By Christopher Knight, Times Staff Writer

Luck, according to the Roman dramatist Seneca, is what happens when preparation meets opportunity. If so, Los Angeles is the luckiest city in the world for Modern art right now.

Preparation just met opportunity, and the stunning result is "Gustav Klimt: Five Paintings From the Collection of Ferdinand and Adele Bloch-Bauer," which opened this week to a jostling media throng at the Los Angeles County Museum of Art. Only one question hangs over the show: How long will the luck hold out?

  The exhibition continues through June. But all five paintings are quietly for sale, preferably to a museum. One is a towering monument of Modern art.

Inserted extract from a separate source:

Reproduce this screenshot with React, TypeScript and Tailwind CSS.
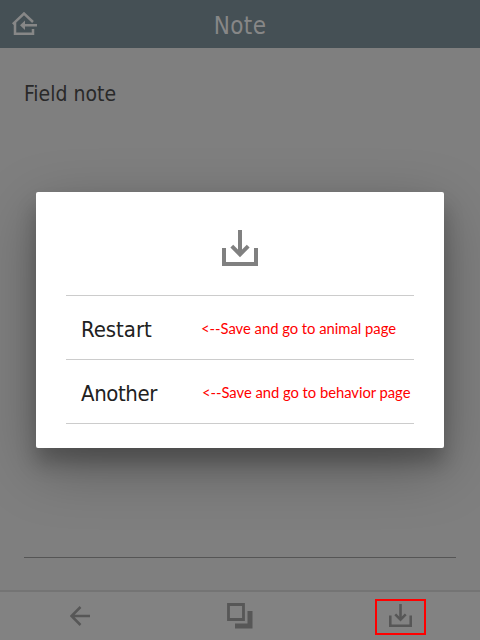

This is a powerful test for LACMA. The museum has embarked on a $145-million expansion plan and hired a new director Michael Govan, who began work just this week expressly to become the only encyclopedic museum in the nation with a major program in Modern and contemporary art. Almost preternaturally, the Klimts arrived as if made to order for achieving the goal. We are about to discover the depth of LACMA's sincerity and ambition.

Acquiring the works will not be inexpensive. And you can bet that billionaire cosmetics heir Ronald S. Lauder whose private Manhattan museum of German and Austrian art, the Neue Galerie, would go from cult favorite to international sensation if it owned the Klimts is waiting in the wings. Surely there are others.

There are five paintings. Two are full-length portraits of Klimt's great patron, Adele Bloch-Bauer, and three are landscapes. They span 1903 to 1916. (Klimt died at 55 in 1918.) As a group their power radiates outward, like ripples from a stone dropped into the pond of Modern art.

At the center is the singular 1907 tour de force, "Adele Bloch-Bauer I," among the greatest early Modern paintings now in the U.S. For LACMA it ranks as a destination work the kind one travels just to see comparable to Pablo Picasso's "Les Demoiselles d'Avignon" at New York's Museum of Modern Art or Marcel Duchamp's "The Large Glass" at the Philadelphia Museum of Art.

As a pair, "Adele I" and "II" create a captivating dialogue of Klimt's artistic trajectory at an unparalleled moment a conversation centered on the Jewish patron critical to it. Together they begin to tell the heady story of Vienna as a profound social, intellectual and artistic engine driving modern culture before World War I.

Finally, as an ensemble the five paintings articulate almost the full arc of Klimt's 20th century career. (His architectural murals, of course, are absent.) Yet they also extend the story even further: An Austrian tribunal in January resolved a long-simmering lawsuit nearly 68 years after the Nazi regime plundered these paintings and returned them to their rightful owners, the family of L.A. resident Maria Altmann.

The narrative now encompasses the entire century the radiant flowering of European Modernism, its collapse into fascist anarchy, the rescue of art and artists and the long, slow process of cultural redress.

How often in an art museum does one encounter a veritable anthology like that? The prospect for a permanent LACMA gallery for this astounding group of works is extraordinary to contemplate.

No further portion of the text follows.